If you want to be happy, quit looking for happiness. Look for purpose instead. Try to figure out how you can help others. Sure, take the time to relax, smell the flowers, and do lots of fun things. But don't expect that to be the source of never-ending happiness in your life. If you find yourself feeling unhappy, go find someone else to make happy and you'll likely find that you become happy in the process.

More information here:

The Happiness Index: Mine Required My Own Version of Retirement

Leaving Dentistry and Finding Happiness

 

#2 Lower Your Expectations

The source of a great deal of unhappiness in our lives is simply that our expectations are way too high. It's like being on a plane. People get upset that the WiFi on the plane is down, forgetting that they're in a chair, flying through the sky at 500 mph. Instead of being grateful that we don't have to drive for four days or take a boat for a week, we complain about turbulence and the guy in front of us with the stinky feet. Lower your expectations, and you'll be happier.

I'm married to the best person I know. Seriously, Katie is an incredible person. Talented, compassionate, and intelligent, and I'm madly attracted to her. Is she perfect? Of course not, and I'm sure if I really thought about it, I could tell you about all the ways in which she is not. But will that make me happier to do so? No way. As minister Jenkin Lloyd Jones once said,

“Anyone who imagines that bliss is normal is going to waste a lot of time running around shouting that he has been robbed. The fact is that most putts don’t drop, most beef is tough, most children grow up to be just like people, most successful marriages require a high degree of mutual toleration, and most jobs are more often dull than otherwise.”

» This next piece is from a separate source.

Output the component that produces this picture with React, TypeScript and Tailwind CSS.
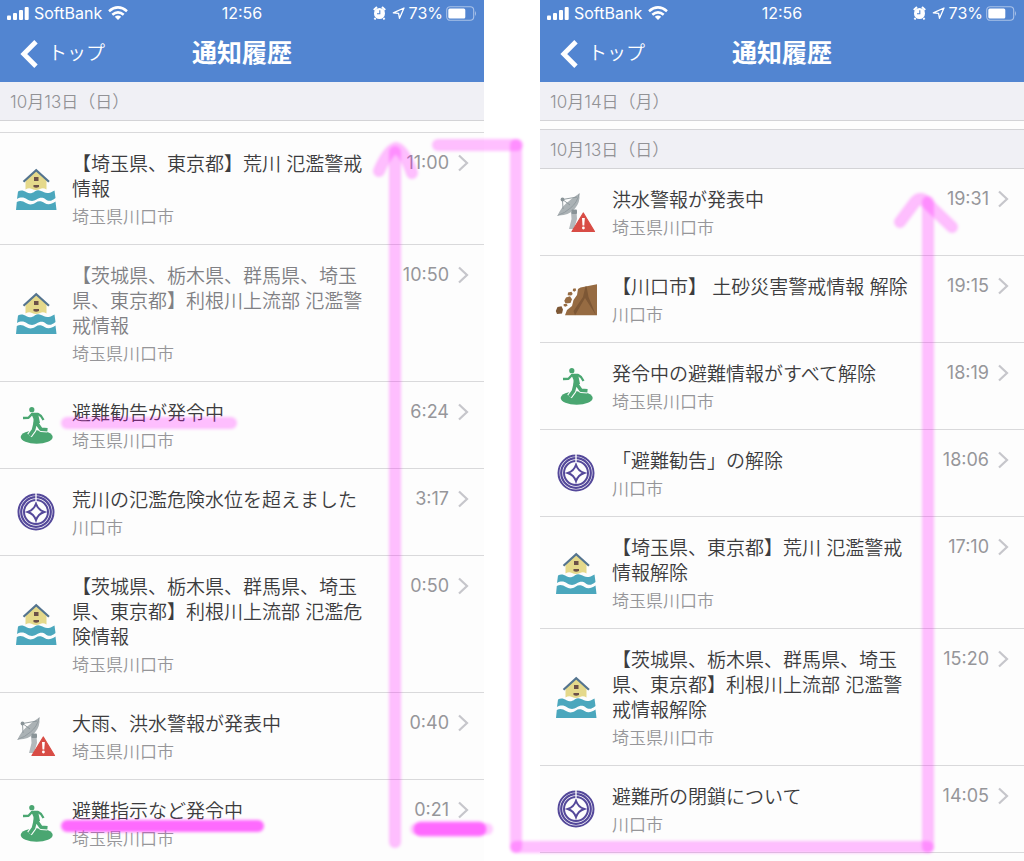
import clsx from 'clsx';

type IconKind = 'flood' | 'evacuate' | 'city' | 'radar' | 'landslide';

interface Notice {
  icon: IconKind;
  title: string;
  area: string;
  time: string;
  read?: boolean;
}

const leftNotices: Notice[] = [
  { icon: 'flood', title: '【埼玉県、東京都】荒川 氾濫警戒情報', area: '埼玉県川口市', time: '11:00' },
  {
    icon: 'flood',
    title: '【茨城県、栃木県、群馬県、埼玉県、東京都】利根川上流部 氾濫警戒情報',
    area: '埼玉県川口市',
    time: '10:50',
    read: true,
  },
  { icon: 'evacuate', title: '避難勧告が発令中', area: '埼玉県川口市', time: '6:24' },
  { icon: 'city', title: '荒川の氾濫危険水位を超えました', area: '川口市', time: '3:17' },
  {
    icon: 'flood',
    title: '【茨城県、栃木県、群馬県、埼玉県、東京都】利根川上流部 氾濫危険情報',
    area: '埼玉県川口市',
    time: '0:50',
  },
  { icon: 'radar', title: '大雨、洪水警報が発表中', area: '埼玉県川口市', time: '0:40' },
  { icon: 'evacuate', title: '避難指示など発令中', area: '埼玉県川口市', time: '0:21' },
];

const rightNotices: Notice[] = [
  { icon: 'radar', title: '洪水警報が発表中', area: '埼玉県川口市', time: '19:31' },
  { icon: 'landslide', title: '【川口市】 土砂災害警戒情報 解除', area: '川口市', time: '19:15' },
  { icon: 'evacuate', title: '発令中の避難情報がすべて解除', area: '埼玉県川口市', time: '18:19' },
  { icon: 'city', title: '「避難勧告」の解除', area: '川口市', time: '18:06' },
  { icon: 'flood', title: '【埼玉県、東京都】荒川 氾濫警戒情報解除', area: '埼玉県川口市', time: '17:10' },
  {
    icon: 'flood',
    title: '【茨城県、栃木県、群馬県、埼玉県、東京都】利根川上流部 氾濫警戒情報解除',
    area: '埼玉県川口市',
    time: '15:20',
  },
  { icon: 'city', title: '避難所の閉鎖について', area: '川口市', time: '14:05' },
];

function FloodIcon() {
  return (
    <>
      <path d="M10.500 12 L21.200 2.500 L31.500 12 V21.500 Q28 19.500 25 21 Q21 23 17 21 Q14 19.500 10.500 21.500 Z" fill="#e5d98b" />
      <path d="M8.500 13.800 L21.200 2.200 L34 13.800" fill="none" stroke="#54748f" strokeWidth="2.200" />
      <rect x="19" y="9" width="4.500" height="4" fill="#6b5048" />
      <path d="M18.500 17 h5.500 v2 q-3 1.600 -5.500 0 Z" fill="#6b5048" />
      <path
        d="M3 23.500 C6 22 8.500 22.500 11.500 24.300 S17 25.500 20 23.300 S26 22.700 29 24.300 S35.500 25 39.500 22.500 L40.500 30 C36.500 33.500 33.500 33.500 30.500 31.200 S24.500 29.500 21.500 31.500 S15 33.300 12 31.200 S5.500 28.800 2 31 Z"
        fill="#4ba7bd"
      />
      <path
        d="M1.800 34 C5 32.200 8 33 11 35 S17.500 36.800 20.500 34.700 S26.500 33 29.500 35 S36 36.800 40.500 33.500 L41.500 42 H1 Z"
        fill="#4ba7bd"
      />
    </>
  );
}

function EvacuateIcon() {
  const legs = 'M20.500 18 L18.500 26 L14.500 31.500 M21 18 L26 25.200 L32.500 25.700';
  return (
    <>
      <ellipse cx="21.700" cy="33" rx="16" ry="6.800" fill="#4aa671" />
      <path d={legs} fill="none" stroke="#fdfdfd" strokeWidth="5.600" strokeLinejoin="round" />
      <path d={legs} fill="none" stroke="#4aa671" strokeWidth="3.600" strokeLinejoin="round" />
      <circle cx="16.800" cy="5.700" r="2.600" fill="#4aa671" />
      <path d="M16 9 L23 9 L25 19 L18.500 20.500 L18.500 15 Z" fill="#4aa671" />
      <path
        d="M8 14 L13.500 13.800 L17 10 L23 10 L26 12 L28.500 16"
        fill="none"
        stroke="#4aa671"
        strokeWidth="2.300"
        strokeLinejoin="round"
      />
    </>
  );
}

function CityIcon() {
  return (
    <>
      <g fill="none" stroke="#54489a">
        <circle cx="21" cy="21" r="17.500" strokeWidth="2" />
        <circle cx="21" cy="21" r="14.800" strokeWidth="2.200" />
        <circle cx="21" cy="21" r="12" strokeWidth="2" />
        <path d="M21 12.700 Q23 19 29.300 21 Q23 23 21 29.300 Q19 23 12.700 21 Q19 19 21 12.700 Z" strokeWidth="1.900" />
      </g>
      <path d="M21 2 V11" stroke="#fdfdfd" strokeWidth="1.400" />
    </>
  );
}

function RadarIcon() {
  return (
    <>
      <path d="M24.300 2.500 Q25.500 11 20 17.500 Q13.500 25 2.500 24.500 Q6 17 11 12.500 Q17 7 24.300 2.500 Z" fill="#abb2b5" />
      <path d="M24.300 2.500 Q22 12 15.500 17 Q10 22 2.500 24.500" fill="none" stroke="#8d969b" strokeWidth="0.800" />
      <path d="M7.500 8.500 L22 6 M7.500 8.500 L8 18 M7.500 8.500 L15 14" fill="none" stroke="#899397" strokeWidth="0.900" />
      <circle cx="7.500" cy="8.500" r="1.900" fill="#899397" />
      <path d="M16 21 L21.500 20 L22 28 L19 38 H14 L16.500 28 Z" fill="#b3b9bc" />
      <rect x="16.500" y="18.500" width="5.500" height="4.500" rx="1" fill="#899397" />
      <path
        d="M28.300 22 L39.500 40.500 H17 Z"
        fill="#d84c45"
        stroke="#d84c45"
        strokeWidth="1.200"
        strokeLinejoin="round"
      />
      <path d="M27 27 h2.800 l-0.500 7.500 h-1.800 Z" fill="#fff" />
      <circle cx="28.400" cy="37" r="1.400" fill="#fff" />
    </>
  );
}

function LandslideIcon() {
  return (
    <>
      <path d="M42 6.300 V37.300 H10 L12 32 L17 28 L18.500 22 L22 17 L23 11 L25.500 9.500 Z" fill="#966b42" />
      <path d="M30.500 8.500 L28 19 L18.500 33 L20 37.300 L30 20 L37 31 L41 37.300 L33.500 19 L31.500 8.300 Z" fill="#7d5735" />
      <g fill="#966b42">
        <path d="M11 19.500 l4 -1.200 2 3 -1.500 3.800 -5 0.500 -1.200 -2.800 Z" />
        <path d="M13 14.500 l3.500 -0.800 1.200 2.200 -1.500 1.700 -3.500 -0.300 Z" />
        <path d="M18 10.800 l2.500 -0.500 0.700 2 -1.800 1.400 -1.600 -0.900 Z" />
        <path d="M8.700 26 l3 0 1 1.600 -2.200 1.200 -1.800 -0.900 Z" />
      </g>
      <path d="M2.500 29 l4 -0.800 1.500 3.200 -1 4 -5 0.500 -1.200 -3 Z" fill="#7d5735" />
    </>
  );
}

const icons = {
  flood: FloodIcon,
  evacuate: EvacuateIcon,
  city: CityIcon,
  radar: RadarIcon,
  landslide: LandslideIcon,
};

function StatusBar() {
  return (
    <div className="grid h-[26px] grid-cols-[1fr_auto_1fr] items-center px-[7px] text-base leading-5">
      <div className="flex items-center">
        <svg className="h-[13px] w-[22px]" viewBox="0 0 22 13" fill="#fff">
          <rect x="0" y="8.500" width="4" height="4.500" rx="1" />
          <rect x="6" y="6" width="4" height="7" rx="1" />
          <rect x="12" y="3" width="4" height="10" rx="1" />
          <rect x="17.700" y="0" width="4" height="13" rx="1" />
        </svg>
        <span className="ml-[5px]">SoftBank</span>
        <svg className="ml-1.5 h-[14px] w-5" viewBox="0 0 20 14">
          <g fill="none" stroke="#fff" strokeWidth="2.600">
            <path d="M1 5.200 Q10 -2.400 19 5.200" />
            <path d="M4.300 8.800 Q10 4 15.700 8.800" />
          </g>
          <path d="M10 14 L6.800 10.800 Q10 8.400 13.200 10.800 Z" fill="#fff" />
        </svg>
      </div>
      <span>12:56</span>
      <div className="flex items-center justify-end">
        <svg className="h-[14px] w-[13px]" viewBox="0 0 13 14">
          <circle cx="6.500" cy="7.500" r="5.500" fill="#fff" />
          <path d="M0.800 4 L4 1 M12.200 4 L9 1 M2.500 12 L1.500 13.500 M10.500 12 L11.500 13.500" stroke="#fff" strokeWidth="2" />
          <path d="M6.800 4.300 V7.800 H4" fill="none" stroke="#5285d1" strokeWidth="1.100" />
        </svg>
        <svg className="ml-1.5 h-3 w-[13px]" viewBox="0 0 13 12">
          <path
            d="M1.300 5.800 L12 1 L7.500 11.300 L6.600 6.400 Z"
            fill="none"
            stroke="#fff"
            strokeWidth="1.300"
            strokeLinejoin="round"
          />
        </svg>
        <span className="ml-1">73%</span>
        <svg className="ml-[3px] h-[15px] w-[31px]" viewBox="0 0 31 15">
          <rect x="0.700" y="0.700" width="27" height="13.600" rx="3.500" fill="none" stroke="#a9c2e8" strokeWidth="1.100" />
          <rect x="2.300" y="2.500" width="17" height="10" rx="1.500" fill="#fff" />
          <path d="M29 5 Q31 7.500 29 10 Z" fill="#a9c2e8" />
        </svg>
      </div>
    </div>
  );
}

function AppHeader() {
  return (
    <header className="bg-[#5285d1] text-white">
      <StatusBar />
      <div className="grid h-14 grid-cols-[1fr_auto_1fr] items-center px-5">
        <button type="button" className="flex items-center justify-self-start">
          <svg className="h-7 w-[18px]" viewBox="0 0 18 28" fill="none" stroke="#fff" strokeWidth="4.800">
            <path d="M16 1.800 L3.800 14 L16 26.200" />
          </svg>
          <span className="ml-2.5 text-[19px] font-[350] leading-6">トップ</span>
        </button>
        <h1 className="pb-0.5 text-[25px] font-bold leading-8">通知履歴</h1>
      </div>
    </header>
  );
}

function DateHeading({ children, divided }: { children: string; divided?: boolean }) {
  return (
    <h2
      className={clsx(
        'border-b border-[#d3d3d6] bg-[#f0f0f5] px-2.5 pt-0.5 text-[17px] font-[350] leading-9 text-[#929296]',
        divided && 'mt-2 border-t',
      )}
    >
      {children}
    </h2>
  );
}

function NoticeRow({ notice }: { notice: Notice }) {
  const Icon = icons[notice.icon];

  return (
    <li className="border-b border-[#d9d9db]">
      <a href="#" className="flex px-[15px]">
        <svg className="h-[42px] w-[42px] shrink-0 self-center" viewBox="0 0 42 42">
          <Icon />
        </svg>
        <div className="ml-[15px] min-w-0 flex-1 pb-[15px] pt-[19px] font-[350]">
          <p className={clsx('text-[19px] leading-[25px]', notice.read ? 'text-[#808084]' : 'text-[#3c3c3e]')}>
            {notice.title}
          </p>
          <p className="mt-[3px] text-[17px] leading-6 text-[#969699]">{notice.area}</p>
        </div>
        <div className="flex w-[96px] shrink-0 items-center justify-end self-start pt-[18px]">
          <time className="text-lg leading-6 text-[#96969a]">{notice.time}</time>
          <svg className="ml-2 h-[18px] w-3" viewBox="0 0 12 18" fill="none" stroke="#c6c6cb" strokeWidth="2.200">
            <path d="M2 1.500 L10 9 L2 16.500" />
          </svg>
        </div>
      </a>
    </li>
  );
}

function NoticeList({ notices }: { notices: Notice[] }) {
  return (
    <ul>
      {notices.map((notice) => (
        <NoticeRow key={notice.time} notice={notice} />
      ))}
    </ul>
  );
}

// Highlighter strokes that show the reading order across both screens
function MarkerStrokes() {
  return (
    <svg
      className="pointer-events-none absolute left-0 top-0 w-full"
      viewBox="0 0 1024 861"
      fill="none"
      stroke="#ff00ff"
      strokeWidth="12"
      strokeLinecap="round"
      strokeLinejoin="round"
      aria-hidden="true"
    >
      <defs>
        <filter id="marker-soft" filterUnits="userSpaceOnUse" x="0" y="0" width="1024" height="861">
          <feGaussianBlur stdDeviation="1.700" />
        </filter>
      </defs>
      <g filter="url(#marker-soft)">
        <g strokeOpacity="0.250">
          <path d="M395 152 V842" />
          <path d="M379 171 Q388 150 396 148 Q404 150 412 173" />
          <path d="M438 145 H517" />
          <path d="M516 145 V847" />
          <path d="M516 847 H928" />
          <path d="M928 202 V847" />
          <path d="M900 222 L915 202 Q921 195 928 204 L952 227" />
          <path d="M67 423 H231" />
        </g>
        <path d="M67 826 H258" strokeOpacity="0.580" />
        <path d="M421 829 H479" strokeOpacity="0.480" strokeWidth="15" />
        <path d="M416 829 H487" strokeOpacity="0.200" strokeWidth="12" />
      </g>
    </svg>
  );
}

export default function App() {
  return (
    <main className="relative h-screen overflow-hidden bg-white font-['Inter','Noto_Sans_CJK_JP',sans-serif]" lang="ja">
      <div className="grid grid-cols-2 gap-14">
        <section className="bg-[#fdfdfd]">
          <AppHeader />
          <DateHeading>10月13日（日）</DateHeading>
          <div className="mt-[11px] border-t border-[#d9d9db]">
            <NoticeList notices={leftNotices} />
          </div>
        </section>
        <section className="bg-[#fdfdfd]">
          <AppHeader />
          <DateHeading>10月14日（月）</DateHeading>
          <DateHeading divided>10月13日（日）</DateHeading>
          <NoticeList notices={rightNotices} />
        </section>
      </div>
      <MarkerStrokes />
    </main>
  );
}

Lower your expectations, and you'll be happier. I do it all the time for patients in the emergency department, and it works.

“This workup is probably going to take about four hours, and although we might not be able to come up with a diagnosis for your pelvic pain, we'll treat your pain in the safest way possible and make sure whatever is causing it will not kill you.”

With that introduction, they're thrilled to get out of there in two hours with a negative workup, a shot of Toradol, and a referral to GYN. Lower your own expectations of what you're going to get out of life and then be pleasantly surprised.

You deserve to be happy. Try to set up your ideal life with the proper amount of purposeful work, relaxation, and fun. Spend your money preferentially on that which brings you happiness. But if you want to be truly happy long-term, focus on others and lower your expectations.

What do you think? What would you say in a commencement speech to help graduates find happiness in their lives? Why is it that focusing too much on our own happiness can make us so unhappy?